- **Short task**
Without the pictures, extract every line from the start of the material to the line containing "144L284 156M295 145L298", both ends included.

- **Dataset extract**
▬▬▬▬▬▬
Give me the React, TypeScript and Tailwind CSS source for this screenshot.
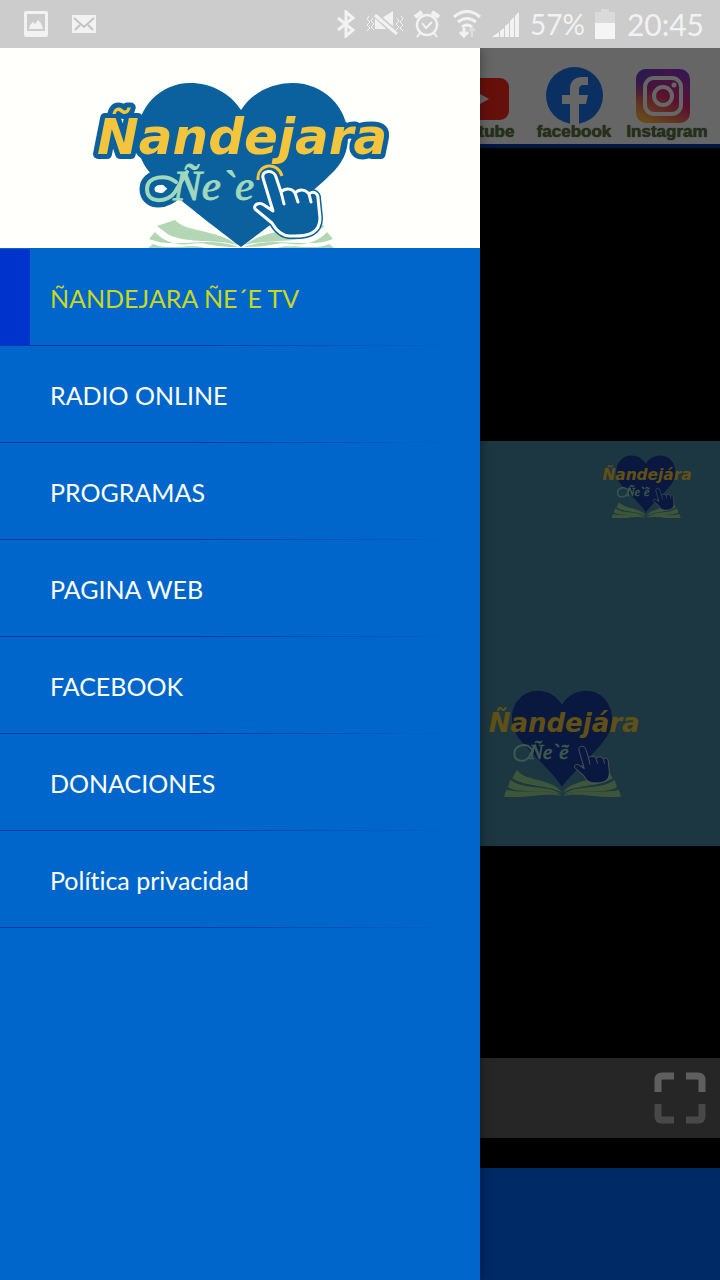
import React from "react";

const HAND =
  "M263 130C261 122 274 121 276 129L281 144C286 139 293 141 295 145C300 140 306 142 309 146C314 142 318 146 318 150L320 170C320 184 310 189 290 188C282 188 276 182 272 175L255 161C253 156 260 154 264 157L273 163Z";
const HAND_FINGERS = "M281 144L284 156M295 145L298 154M309 146L311 154";

function BrandLogo() {
  const pages = (
    <>
      <path d="M175 172C185 184 215 181 238 197C215 191 190 196 169 187L157 178Z" />
      <path d="M155 184L149 191C175 202 205 187 238 199C210 199 205 193 190 196C176 198 163 193 155 184Z" />
      <path d="M153 196L148 200H205C190 195 168 203 153 196Z" />
    </>
  );
  return (
    <svg viewBox="0 0 480 200" className="block w-full" role="img" aria-label="Ñandejara Ñe`e">
      <g fill="#b3d6b5">
        {pages}
        <g transform="translate(482 0) scale(-1 1)">{pages}</g>
      </g>
      <path
        fill="#0a619e"
        d="M241 62C230 45 211 35 190 35C161 35 137 59 137 89C137 105 143 118 153 128C165 139 183 155 241 199C300 155 318 139 331 126C342 116 348 104 348 89C348 59 323 35 293 35C271 35 252 45 241 62Z"
      />
      <path
        d="M178 134C166 126 147 128 147 141C147 156 168 155 176 142L188 122"
        fill="none"
        stroke="#0a619e"
        strokeWidth="15"
        strokeLinecap="round"
      />
      <text
        x="97"
        y="106"
        fontFamily="DejaVu Sans, sans-serif"
        fontSize="50"
        fontWeight="700"
        fontStyle="italic"
        fill="#f2c53d"
        stroke="#0a619e"
        strokeWidth="10"
        strokeLinejoin="round"
        paintOrder="stroke"
      >
        Ñandejara
      </text>
      <path
        d="M176 134C166 126 147 128 147 141C147 156 168 155 175 144L187 124"
        fill="none"
        stroke="#9fd8bd"
        strokeWidth="4"
        strokeLinecap="round"
      />
      <circle cx="161" cy="141" r="4" fill="#fff" />
      <text
        x="173"
        y="152"
        fill="#9fd8bd"
        stroke="#9fd8bd"
        strokeWidth="1"
        fontFamily="Liberation Serif, serif"
        fontStyle="italic"
        fontSize="43"
      >
        Ñe`e
      </text>
      <path d="M258 132C257 115 278 113 282 128" fill="none" stroke="#f2c53d" strokeWidth="3" />
      <path d={HAND} fill="#0a619e" stroke="#0a619e" strokeWidth="6" strokeLinejoin="round" />
      <path d={HAND + HAND_FINGERS} fill="#0a619e" stroke="#fff" strokeWidth="3" strokeLinejoin="round" strokeLinecap="round" />
    </svg>
  );
}

function WatermarkLogo({ className }: { className: string }) {
  const pages = (
    <>
      <path d="M127 300C150 335 235 325 262 368C225 345 155 352 113 325Z" />
      <path d="M107 330C150 362 220 342 262 374C210 353 140 375 100 352Z" />
      <path d="M95 359C150 375 215 350 262 378C210 366 160 386 88 380Z" />
    </>
  );
  return (
    <svg viewBox="40 60 456 324" className={className} role="img" aria-label="Ñandejára Ñe`ẽ">
      <path
        fill="#183c9c"
        d="M262 104C245 76 218 62 190 62C145 62 112 98 112 143C112 180 130 205 155 230C195 275 235 310 262 350C290 310 340 270 375 228C400 200 412 178 412 145C412 98 378 62 335 62C305 62 278 76 262 104Z"
      />
      <g fill="#98d890">
        {pages}
        <g transform="translate(527 0) scale(-1 1)">{pages}</g>
      </g>
      <text
        x="42"
        y="185"
        fill="#f0c838"
        fontFamily="DejaVu Sans, sans-serif"
        fontWeight="700"
        fontStyle="italic"
        fontSize="78"
      >
        Ñandejára
      </text>
      <path
        d="M172 240C155 215 120 225 119 250C119 280 155 278 166 256L182 226"
        fill="none"
        stroke="#98dfc4"
        strokeWidth="6"
        strokeLinecap="round"
      />
      <text
        x="164"
        y="268"
        fill="#98dfc4"
        stroke="#98dfc4"
        strokeWidth="2"
        fontFamily="Liberation Serif, serif"
        fontStyle="italic"
        fontSize="62"
      >
        Ñe`ẽ
      </text>
      <g transform="translate(-108 19) scale(1.6 1.7)">
        <path d={HAND + HAND_FINGERS} fill="#183c9c" stroke="#e6ecf5" strokeWidth="1.4" strokeLinejoin="round" />
      </g>
    </svg>
  );
}

function StatusBar() {
  return (
    <div className="flex h-12 items-center justify-between bg-[#cccccc] pl-6 pr-4 font-[Lato,sans-serif] text-[#f2f2f2]">
      <div className="flex items-center gap-6">
        <svg width="24" height="26" viewBox="0 0 24 26" fill="currentColor">
          <path fillRule="evenodd" d="M2 0H22Q24 0 24 2V24Q24 26 22 26H2Q0 26 0 24V2Q0 0 2 0ZM3 3V20H21V3Z" />
          <path d="M5 18L6 14L9 11L11 13L14 9L17 12L19 18Z" />
        </svg>
        <svg width="24" height="18" viewBox="0 0 24 18">
          <path d="M0 0H24V18H0Z" fill="currentColor" />
          <path d="M2 3L12 12L22 3M3 15L8 10M21 15L16 10" fill="none" stroke="#c4c4c4" strokeWidth="2" />
        </svg>
      </div>
      <div className="flex items-center gap-2.5">
        <svg width="20" height="28" viewBox="0 0 20 28" fill="none" stroke="currentColor" strokeWidth="3">
          <path d="M2 8L17 20L10 26V2L17 8L2 20" />
        </svg>
        <svg width="38" height="28" viewBox="0 0 38 28" fill="currentColor">
          <path
            d="M3 6L1 9L4 12L1 15L4 18L1 21M7 8L5 11L8 14L5 17L8 20M35 6L37 9L34 12L37 15L34 18L37 21M31 8L33 11L30 14L33 17L30 20"
            fill="none"
            stroke="currentColor"
          />
          <path d="M9 8L23 19H9ZM16 8L27 1V16Z" />
          <path d="M9 4L31 25" fill="none" stroke="#cccccc" strokeWidth="6" />
          <path d="M9 5L31 24" fill="none" stroke="currentColor" strokeWidth="3" />
        </svg>
        <svg width="26" height="28" viewBox="0 0 26 28" fill="none" stroke="currentColor" strokeWidth="3">
          <circle cx="13" cy="15" r="10" strokeWidth="2.500" />
          <path d="M8 13L12 18L18 12M6 23L3 27M20 23L23 27" strokeWidth="2" />
          <path d="M1 7L8 2M25 7L18 2" strokeWidth="4" />
        </svg>
        <svg width="32" height="28" viewBox="0 0 32 28" fill="none" stroke="currentColor" strokeWidth="3">
          <path d="M4 7Q17 -4 30 7M8 12Q17 5 26 12M12 17Q17 13 22 17" />
          <path d="M14 18V26M10 22L14 26L18 22" />
          <path d="M22 27V19M19 21L22 18L25 21" stroke="#dedede" strokeWidth="2" />
        </svg>
        <svg width="28" height="26" viewBox="0 0 28 26" fill="currentColor">
          <path d="M0 26L7 21V26ZM8 20L12 17V26H8ZM13 15L17 12V26H13ZM18 10L22 6V26H18ZM23 5L27 1V26H23Z" />
        </svg>
        <span className="text-[28px] leading-8">57%</span>
        <svg width="20" height="30" viewBox="0 0 20 30">
          <path d="M6 0H14V3H20V30H0V3H6Z" fill="#dadada" />
          <path d="M0 14H20V30H0Z" fill="#f5f5f5" />
        </svg>
        <span className="pl-0.5 text-[30px] leading-8">20:45</span>
      </div>
    </div>
  );
}

function YoutubeIcon() {
  return (
    <svg width="60" height="42" viewBox="0 0 60 42" className="mr-1 mb-1">
      <rect width="60" height="42" rx="9" fill="#ff2a1c" />
      <path d="M24 12L40 21L24 30Z" fill="#fff" />
    </svg>
  );
}

function FacebookIcon() {
  return (
    <svg width="57" height="57" viewBox="0 0 57 57">
      <circle cx="28.500" cy="28.500" r="28.500" fill="#1b78f2" />
      <path d="M24 57V37H16V28H24V22C24 14 29 10 36 10H42V18H38C34 18 33 20 33 23V28H42L40 37H33V57Z" fill="#fff" />
    </svg>
  );
}

function InstagramIcon() {
  return (
    <svg width="54" height="54" viewBox="0 0 54 54" className="mr-2 mb-px">
      <defs>
        <linearGradient id="ig-base" x1="0.800" y1="0" x2="0.300" y2="1">
          <stop offset="0" stopColor="#8a3ad0" />
          <stop offset="0.500" stopColor="#e02a78" />
          <stop offset="1" stopColor="#ffb640" />
        </linearGradient>
        <radialGradient id="ig-blue" cx="0" cy="0" r="0.600">
          <stop offset="0" stopColor="#4a48d8" />
          <stop offset="1" stopColor="#4a48d8" stopOpacity="0" />
        </radialGradient>
      </defs>
      <rect width="54" height="54" rx="10" fill="url(#ig-base)" />
      <rect width="54" height="54" rx="10" fill="url(#ig-blue)" />
      <g fill="none" stroke="#fff" strokeWidth="4">
        <rect x="9" y="9" width="36" height="36" rx="9" />
        <circle cx="27" cy="27" r="9" />
      </g>
      <circle cx="38" cy="16" r="2.500" fill="#fff" />
    </svg>
  );
}

function SocialLink({ label, children, className }: { label: string; children: React.ReactNode; className: string }) {
  return (
    <a href="#" className={`flex flex-col items-center justify-end ${className}`}>
      {children}
      <span className="text-[17px] leading-4 font-bold text-[#5c7a3c] [text-shadow:0_0_1px_#222]">{label}</span>
    </a>
  );
}

const MENU = [
  "ÑANDEJARA ÑE´E TV",
  "RADIO ONLINE",
  "PROGRAMAS",
  "PAGINA WEB",
  "FACEBOOK",
  "DONACIONES",
  "Política privacidad",
];

function Drawer() {
  return (
    <aside className="absolute inset-y-0 left-0 w-2/3 bg-[#0066cc] shadow-[0_0_12px_rgba(0,0,0,0.4)]">
      <div className="bg-[#fffffb]">
        <BrandLogo />
      </div>
      <nav className="pt-px">
        <ul>
          {MENU.map((item, i) => (
            <li key={item}>
              <a
                href="#"
                className={`flex h-24 items-center font-[Lato,sans-serif] text-[25px] leading-8 [font-variant-ligatures:none] ${
                  i === 0 ? "text-[#c8d820]" : "text-white"
                }`}
              >
                <span className={`mr-5 h-full w-[30px] ${i === 0 ? "bg-[#0033cc]" : ""}`} />
                <span className="pt-0.5">{item}</span>
              </a>
              <div className="h-px bg-linear-to-r from-[#0038a8] from-40% to-[#0066cc] to-95%" />
            </li>
          ))}
        </ul>
      </nav>
    </aside>
  );
}

export default function App() {
  return (
    <div className="flex min-h-screen flex-col font-['Liberation_Sans',sans-serif]">
      <StatusBar />
      <div className="relative flex flex-1 flex-col overflow-hidden">
        <header className="flex h-[100px] justify-end gap-3 border-b-4 border-[#0038a8] bg-white pr-[11px] pb-1">
          <SocialLink label="Youtube" className="w-[84px]">
            <YoutubeIcon />
          </SocialLink>
          <SocialLink label="facebook" className="w-[78px]">
            <FacebookIcon />
          </SocialLink>
          <SocialLink label="Instagram" className="w-[84px]">
            <InstagramIcon />
          </SocialLink>
        </header>
        <main className="flex flex-1 flex-col bg-black">
          <div className="flex flex-1 flex-col justify-center pt-20">
            <div className="relative aspect-video w-full bg-[#498ba6]">
              <WatermarkLogo className="absolute top-3.5 right-7 w-[90px]" />
              <WatermarkLogo className="absolute right-20 bottom-12 w-[152px]" />
            </div>
          </div>
          <div className="flex h-20 items-center justify-end bg-[#606060] pr-3.5">
            <button type="button" aria-label="Pantalla completa">
              <svg width="52" height="52" viewBox="0 0 52 52" fill="none" strokeWidth="7">
                <path d="M4 20V8Q4 4 8 4H20M32 4H44Q48 4 48 8V20" stroke="#ededed" />
                <path d="M4 32V44Q4 48 8 48H20M32 48H44Q48 48 48 44V32" stroke="#b4b4b4" />
              </svg>
            </button>
          </div>
        </main>
        <footer className="h-[142px] border-t-[30px] border-black bg-[#006aff]" />
        <div className="absolute inset-0 bg-black/60" />
        <Drawer />
      </div>
    </div>
  );
}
▬▬▬▬▬▬
- **Task response**
Give me the React, TypeScript and Tailwind CSS source for this screenshot.
import React from "react";

const HAND =
  "M263 130C261 122 274 121 276 129L281 144C286 139 293 141 295 145C300 140 306 142 309 146C314 142 318 146 318 150L320 170C320 184 310 189 290 188C282 188 276 182 272 175L255 161C253 156 260 154 264 157L273 163Z";
const HAND_FINGERS = "M281 144L284 156M295 145L298 154M309 146L311 154";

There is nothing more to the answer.